Where an ELTIF has invested in a QPU which no longer complies with (b) above (e.g., its market capitalisation has simply exceeded €1.5 billion), such QPU will be deemed to be an Eligible Asset, for the purposes of the ELTIF needing to hold at least 55% of its capital in Eligible Assets, for a period of 3 years from the date on which the QPU no longer fulfils (b) above.
Prohibitions
An ELTIF is prohibited from undertaking the following activities:
- short selling of assets;
- taking direct or indirect exposure to commodities (including via financial derivative instruments);
- entering into securities lending, securities borrowing, repurchase transactions (or any other agreement which has an equivalent economic effect and poses similar risks), if thereby more than 10% of the assets of the ELTIF are affected; and
- using financial derivative instruments (except where such use is solely for the purposes of hedging the risks to other investments of the ELTIF.) Under Article 1 of the RTS, the following conditions with respect to use of financial derivative instruments must be met by the ELTIF: the use of the derivative must be "economically appropriate" for the ELTIF; it must be consistent with the ELTIF's risk profile; and, it must be aimed at a verifiable reduction of risks.
Diversification
There are certain portfolio composition and diversification requirements (the "Diversification Rules") with which ELTIFs must comply.
The Diversification Rules are set out below, though the investment limits at points (b) to (e) shall not apply to ELTIFs marketed solely for professional investors, and companies which are included in the same group for the purposes of consolidated accounts shall be regarded as a single body when calculating the limits below.
- An ELTIF shall invest at least 55% of its capital in Eligible Assets.
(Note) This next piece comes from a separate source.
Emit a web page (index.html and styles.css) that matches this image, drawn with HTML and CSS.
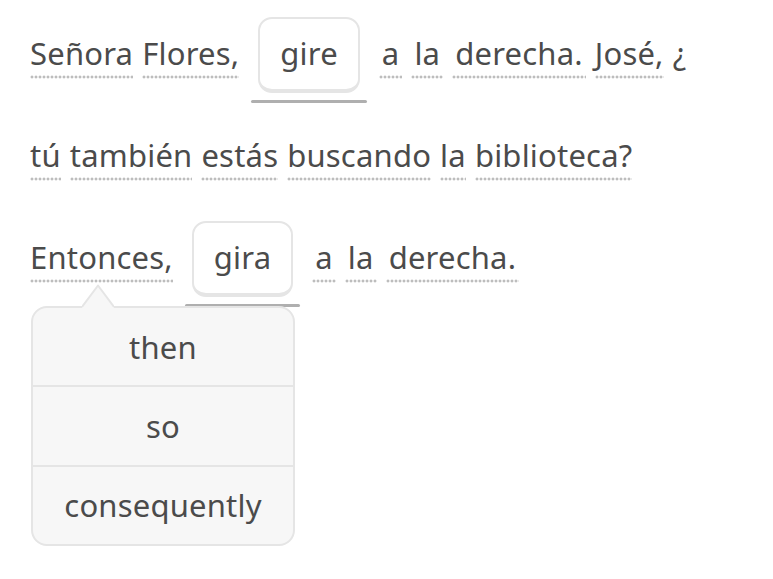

- An ELTIF shall invest no more than 20% of its capital:
- in instruments issued by, or loans granted to, any single QPU;
- in a single Real Asset; or
- in units or shares of any single ELTIF-Eligible Fund. In addition, an ELTIF may not acquire more than 30% of the units or shares of an ELTIF-Eligible Fund, noting that both the 20% diversification limit, and the 30% concentration limit, shall not apply to feeder ELTIFs.
- An ELTIF shall invest no more than 10% of its capital in any UCITS Eligible Assets issued by one single body. This limit may be increased to 25% where bonds are issued by a credit institution that has its registered office in a Member State and that is subject by law to special public supervision designed to protect bond-holders.
- The aggregate value of STSS in an ELTIF portfolio shall not exceed 20% of the value of the capital of the ELTIF.
- The aggregate risk exposure to a counterparty of the ELTIF stemming from over-the-counter derivative transactions, repurchase agreements, or reverse repurchase agreements shall not exceed 10% of the value of the capital of the ELTIF.
- With respect to the UCITS Eligible Assets, the concentration limits set out in Article 56(2) of the UCITS Directive will need to be complied with (e.g., no more than 10% of the of the non-voting shares, or debt securities or money market instruments, of a single issuing body and no more than 25% of the units of another UCITS or UCITS- eligible collective investment scheme).
Section 3
Borrowing
An ELTIF is permitted to borrow cash provided that such cash borrowing:
- represents no more than 100% of the ELTIF's net asset value (for ELTIFs that are marketed solely to professional investors), or 50% of the ELTIF's net asset value (for ELTIFs that can be marketed to retail investors);
- serves the purpose of making investments and providing liquidity, including to pay costs and expenses, provided that the holdings in cash or cash equivalent of the ELTIF are not sufficient to make the investment concerned;
- is contracted in the same currency as the assets to be acquired with the borrowed cash, or in another currency where currency exposure has been appropriately hedged; and
- has a maturity date no longer than the life of the ELTIF, (the "Borrowing Limits")
It being noted that an ELTIF may encumber assets to implement its borrowing strategies and borrowing arrangements that are fully covered by investors' capital commitments shall not be considered to constitute "borrowing" for the purposes of the Borrowing Limits (e.g., a fund financing facility).
Section 4
Compliance with the diversification rules and borrowing limits
The Diversification Rules shall:
- apply by the date specified in the rules or instruments of incorporation of the ELTIF (the "ELTIF Rules"), taking account of the particular features and characteristics of the assets to be invested in by the ELTIF and in any event, which shall be no later than five years after the date of authorisation of the ELTIF, or half of the life of the ELTIF, whichever is earlier, with it being noted that it is possible to apply, in exceptional circumstances, to the relevant competent authority (which for Irish ELTIF will be the Central Bank of Ireland (the "CBI")) to have this timeline extended by no more than one additional year (the "Ramp-Up Period");
- cease to apply once the ELTIF starts to sell assets in order to redeem investors' units or shares after the end of the life of the ELTIF; and
- be temporarily suspended where the ELTIF raises additional capital or reduces its existing capital so long as such a suspension lasts no longer than 12 months.
The Borrowing Limits (or any narrower borrowing limits self-imposed by the ELTIF within its prospectus) shall only apply as from the date specified in the rules or instruments of incorporation of the ELTIF, which shall be no later than three years after the date on which the marketing of the ELTIF commenced.
Further, the determination of compliance with the Diversification Rules and the Borrowing Limits shall be carried out on the basis of information updated on at least a quarterly basis and, where that information is not available on a quarterly basis, on the basis of the most recent available information. In the event that the ELTIF infringes the Diversification Rules and/or the 50% or 100% borrowing threshold, as applicable, and the infringement is beyond the control of the manager of the ELTIF, the manager shall, within an appropriate period of time, take such measures as are necessary to rectify the position, taking due account of the interest of the investors.